The blood red walls and dreamy Nag Champa haze of Santa Monica's Temple Bar enshrined a performance by Dawn Norfleet's Jazz Project. Dr. Norfleet's examination of soul jazz and funk found the patient healthy and ready to sweat. The sound system caught Norfleet's flute's full round tone, and her strong expressive 3.5 octave vocalizations. Norfleet packed her deck with aces. An associate of Kenny Garrett, Stanley Clarke, and Stevie Wonder, pianist Nik Smith chorded with conviction and took limber runs. Rahsaan Fredericks brought a bass case stickered by Liberty Ellman, John Santos, Omar Sosa, and Mickey Hart, making him beat worthy yet agile. Making sure everyone swung hard, drummer Cora Coleman shred her ability to funk through a gargantuan technique. The Guitar Center 2002 Drum Off Winner, and already an alumnus of Pink, Zac Harmon, and Phil Upchurch, played crisp riffs with unexpected punch. The undisputed powercell of the unit, her tumultuous attack threatened to upstage the boss.
Norfleet introduced "Imaginate," launching the melody on her flute's rich low octave. The rhythm section gave her tight, responsive support, Coleman spitting nails. Norfleet took sweeping, well articulated runs, flute ringing. After that stylish warm up, the gloves came off for "Good Fred Oil." Coleman drove the torrid funk breakdown with sizzling rim work underscored by a hard kicked bass drum. Fredericks played it slippery sly, and Smith flicked a switch to get a chewy chunky Rhodes sound. Norfleet hummed unison with her flute, and Fredericks rolled low. Then returning the flute to its stand, Norfleet soared through improvised vocalese, careening through the soulful strut.

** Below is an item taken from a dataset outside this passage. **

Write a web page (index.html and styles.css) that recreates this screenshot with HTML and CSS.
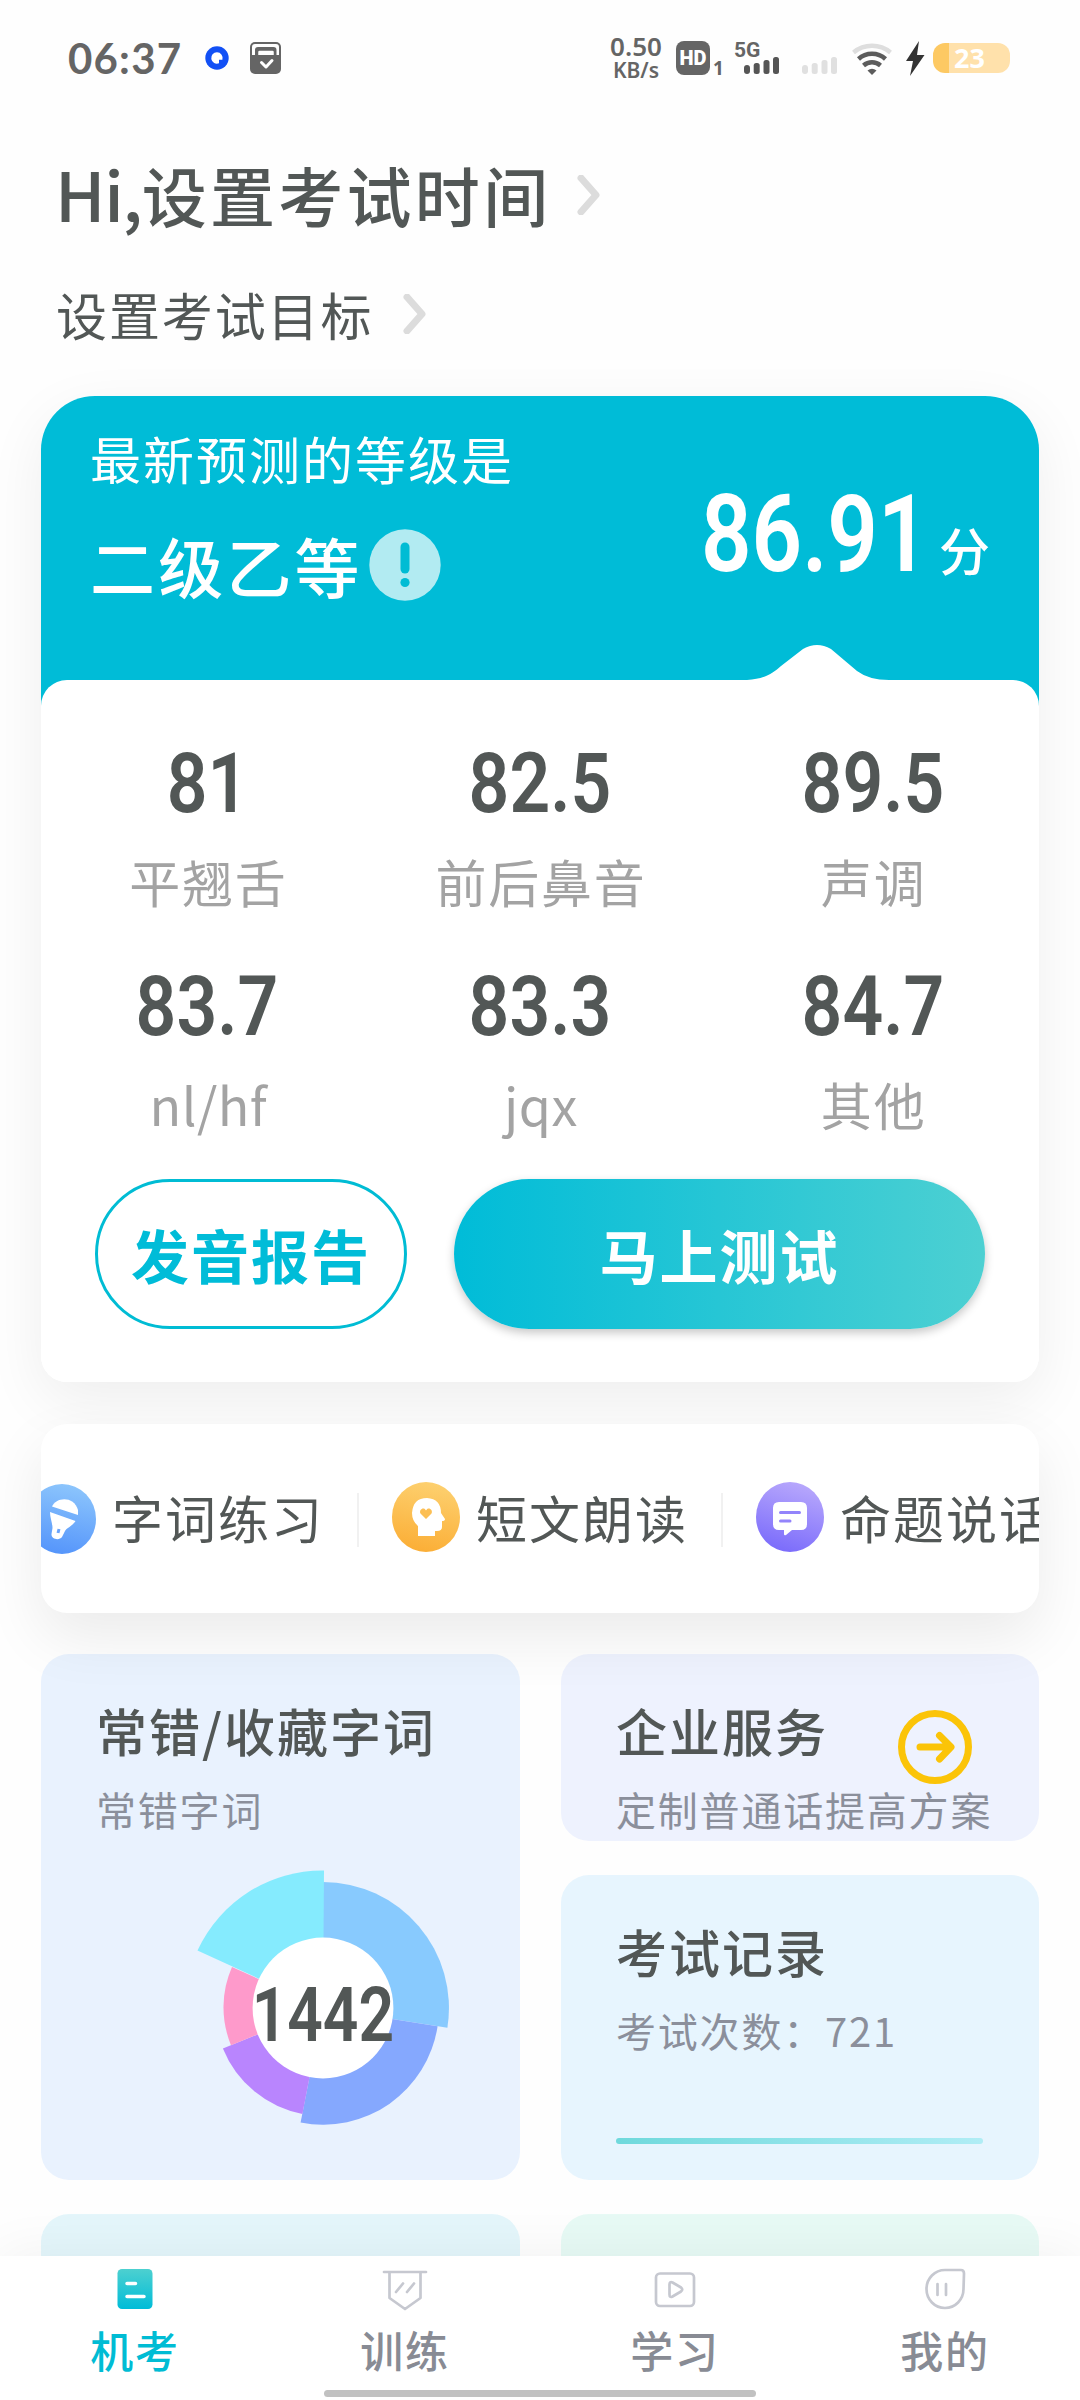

Giving the room a rest, the Jazz Project played "Sister Moon" as a smokey torch song. Smith essayed an elegant exposition. At first, scatting on the low burner, Norfleet blew the lid off with simmering soul. "Get ready to dance," she said to start "You Walk Then Fly." A time change device took Coleman's funkfest in a swing direction and back. Smith answered the smooth fluid flute solo with a two handed orchestral solo that pushed the seething rhythm. Coleman poured gasoline on any flame she found. Introducing "19 Gone" her requiem for Tyisha Miller, a young girl mistakenly gunned down by police as she dozed in a car, Norfleet sang her heart wrenching lament about "one more brown child in the past."
The Jazz Project ended with Mongo Santamaria's "Afro Blue," though most know it from Coltrane's recording. Coleman began with mallets. Smith gracefully laced the familiar theme with vining unfamiliar melodies of his own. On flute, Norfleet picked up from Smith, then sang the lyric. She improvised in near-Ripperton range, Coleman balancing hard bashing and brisk.